* [WHAT NEEDS TO BE DONE]: Skip the pictures and extract all of the lines exactly as written.

* [DATASET CONTENT]:
+++
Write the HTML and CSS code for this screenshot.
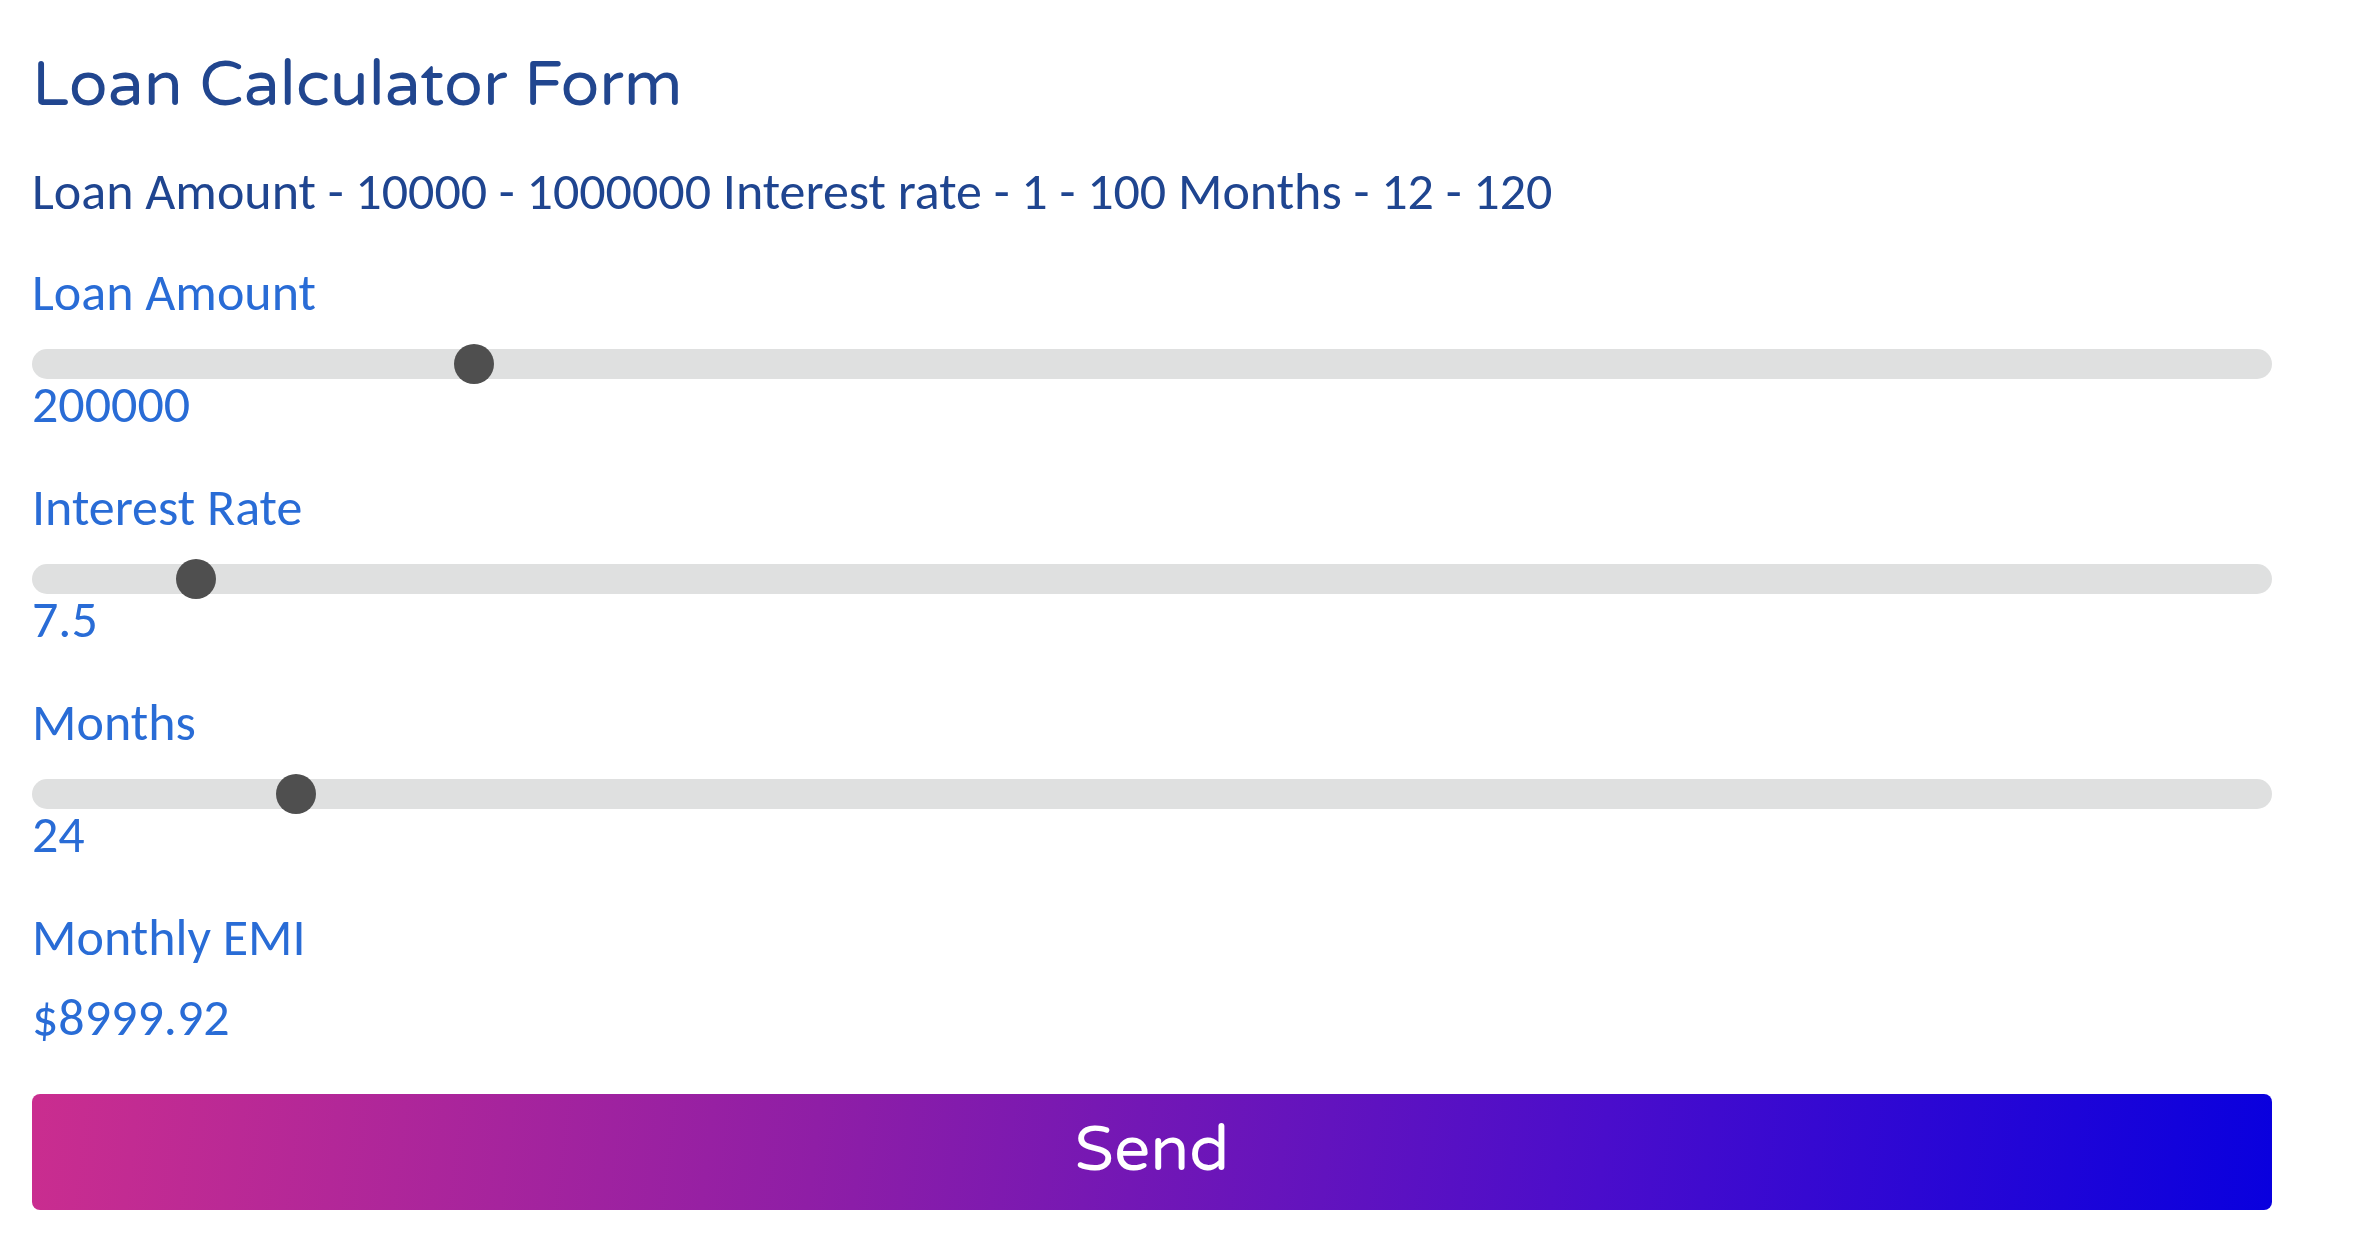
FILE: index.html
```html
<!DOCTYPE html>
<html lang="en">
<head>
<meta charset="utf-8">
<title>Loan Calculator Form</title>
<link rel="stylesheet" href="styles.css">
</head>
<body>
<main class="calc">
  <h1 class="calc-title">Loan Calculator Form</h1>
  <p class="calc-info">Loan Amount - 10000 - 1000000 Interest rate - 1 - 100 Months - 12 - 120</p>
  <div class="field">
    <label class="field-label" for="amount">Loan Amount</label>
    <input class="slider" id="amount" type="range" min="10000" max="1000000" value="200000">
    <div class="field-value">200000</div>
  </div>
  <div class="field">
    <label class="field-label" for="rate">Interest Rate</label>
    <input class="slider" id="rate" type="range" min="1" max="100" step="0.5" value="7.5">
    <div class="field-value">7.5</div>
  </div>
  <div class="field">
    <label class="field-label" for="months">Months</label>
    <input class="slider" id="months" type="range" min="12" max="120" value="24">
    <div class="field-value">24</div>
  </div>
  <div class="result">
    <div class="field-label">Monthly EMI</div>
    <div class="result-value">$8999.92</div>
  </div>
  <button class="send" type="button">Send</button>
</main>
</body>
</html>
```
FILE: styles.css
```css
html, body {
  margin: 0;
  padding: 0;
  background: #ffffff;
}

.calc {
  display: flex;
  flex-direction: column;
  padding: 53px 100px 0 32px;
  font-family: "Carlito", "Calibri", "Liberation Sans", sans-serif;
  font-size: 52px;
  line-height: 1;
}

.calc-title {
  margin: 0;
  font-family: "Varela Round", "Nunito", "Lato", sans-serif;
  font-weight: 400;
  font-size: 64px;
  line-height: 1;
  color: #21468f;
}

.calc-info {
  margin: 47.5px 0 -1.5px;
  color: #1f4590;
}

.field {
  display: flex;
  flex-direction: column;
  margin-top: 51px;
}

.field-label {
  display: block;
  color: #296cd6;
}

.slider {
  -webkit-appearance: none;
  appearance: none;
  display: block;
  width: 100%;
  height: 30px;
  margin: 31px 0 0;
  padding: 0;
  background: transparent;
}

.slider::-webkit-slider-runnable-track {
  height: 30px;
  background: #dfe0e0;
  border-radius: 15px;
  border: none;
}

.slider::-webkit-slider-thumb {
  -webkit-appearance: none;
  appearance: none;
  width: 40px;
  height: 40px;
  margin-top: -5px;
  border-radius: 50%;
  background: #4f4f4f;
  border: none;
}

.field-value {
  margin-top: -1px;
  color: #296cd6;
}

.result {
  display: flex;
  flex-direction: column;
  margin-top: 51px;
}

.result-value {
  margin-top: 27.5px;
  color: #296cd6;
}

.send {
  display: flex;
  align-items: center;
  justify-content: center;
  height: 116px;
  margin-top: 51px;
  padding: 0 0 4px;
  border: none;
  border-radius: 8px;
  background: linear-gradient(97deg, #ca2d8f 0%, #8f1ea6 35%, #4a0dcb 70%, #0900de 100%);
  color: #ffffff;
  font-family: "Varela Round", "Nunito", "Lato", sans-serif;
  font-size: 64px;
  line-height: 1;
}
```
+++
* [CORRECT RESPONSE]:
Write the HTML and CSS code for this screenshot.
FILE: index.html
```html
<!DOCTYPE html>
<html lang="en">
<head>
<meta charset="utf-8">
<title>Loan Calculator Form</title>
<link rel="stylesheet" href="styles.css">
</head>
<body>
<main class="calc">
  <h1 class="calc-title">Loan Calculator Form</h1>
  <p class="calc-info">Loan Amount - 10000 - 1000000 Interest rate - 1 - 100 Months - 12 - 120</p>
  <div class="field">
    <label class="field-label" for="amount">Loan Amount</label>
    <input class="slider" id="amount" type="range" min="10000" max="1000000" value="200000">
    <div class="field-value">200000</div>
  </div>
  <div class="field">
    <label class="field-label" for="rate">Interest Rate</label>
    <input class="slider" id="rate" type="range" min="1" max="100" step="0.5" value="7.5">
    <div class="field-value">7.5</div>
  </div>
  <div class="field">
    <label class="field-label" for="months">Months</label>
    <input class="slider" id="months" type="range" min="12" max="120" value="24">
    <div class="field-value">24</div>
  </div>
  <div class="result">
    <div class="field-label">Monthly EMI</div>
    <div class="result-value">$8999.92</div>
  </div>
  <button class="send" type="button">Send</button>
</main>
</body>
</html>
```
FILE: styles.css
```css
html, body {
  margin: 0;
  padding: 0;
  background: #ffffff;
}

.calc {
  display: flex;
  flex-direction: column;
  padding: 53px 100px 0 32px;
  font-family: "Carlito", "Calibri", "Liberation Sans", sans-serif;
  font-size: 52px;
  line-height: 1;
}

.calc-title {
  margin: 0;
  font-family: "Varela Round", "Nunito", "Lato", sans-serif;
  font-weight: 400;
  font-size: 64px;
  line-height: 1;
  color: #21468f;
}

.calc-info {
  margin: 47.5px 0 -1.5px;
  color: #1f4590;
}

.field {
  display: flex;
  flex-direction: column;
  margin-top: 51px;
}

.field-label {
  display: block;
  color: #296cd6;
}

.slider {
  -webkit-appearance: none;
  appearance: none;
  display: block;
  width: 100%;
  height: 30px;
  margin: 31px 0 0;
  padding: 0;
  background: transparent;
}

.slider::-webkit-slider-runnable-track {
  height: 30px;
  background: #dfe0e0;
  border-radius: 15px;
  border: none;
}

.slider::-webkit-slider-thumb {
  -webkit-appearance: none;
  appearance: none;
  width: 40px;
  height: 40px;
  margin-top: -5px;
  border-radius: 50%;
  background: #4f4f4f;
  border: none;
}

.field-value {
  margin-top: -1px;
  color: #296cd6;
}

.result {
  display: flex;
  flex-direction: column;
  margin-top: 51px;
}

.result-value {
  margin-top: 27.5px;
  color: #296cd6;
}

.send {
  display: flex;
  align-items: center;
  justify-content: center;
  height: 116px;
  margin-top: 51px;
  padding: 0 0 4px;
  border: none;
  border-radius: 8px;
  background: linear-gradient(97deg, #ca2d8f 0%, #8f1ea6 35%, #4a0dcb 70%, #0900de 100%);
  color: #ffffff;
  font-family: "Varela Round", "Nunito", "Lato", sans-serif;
  font-size: 64px;
  line-height: 1;
}
```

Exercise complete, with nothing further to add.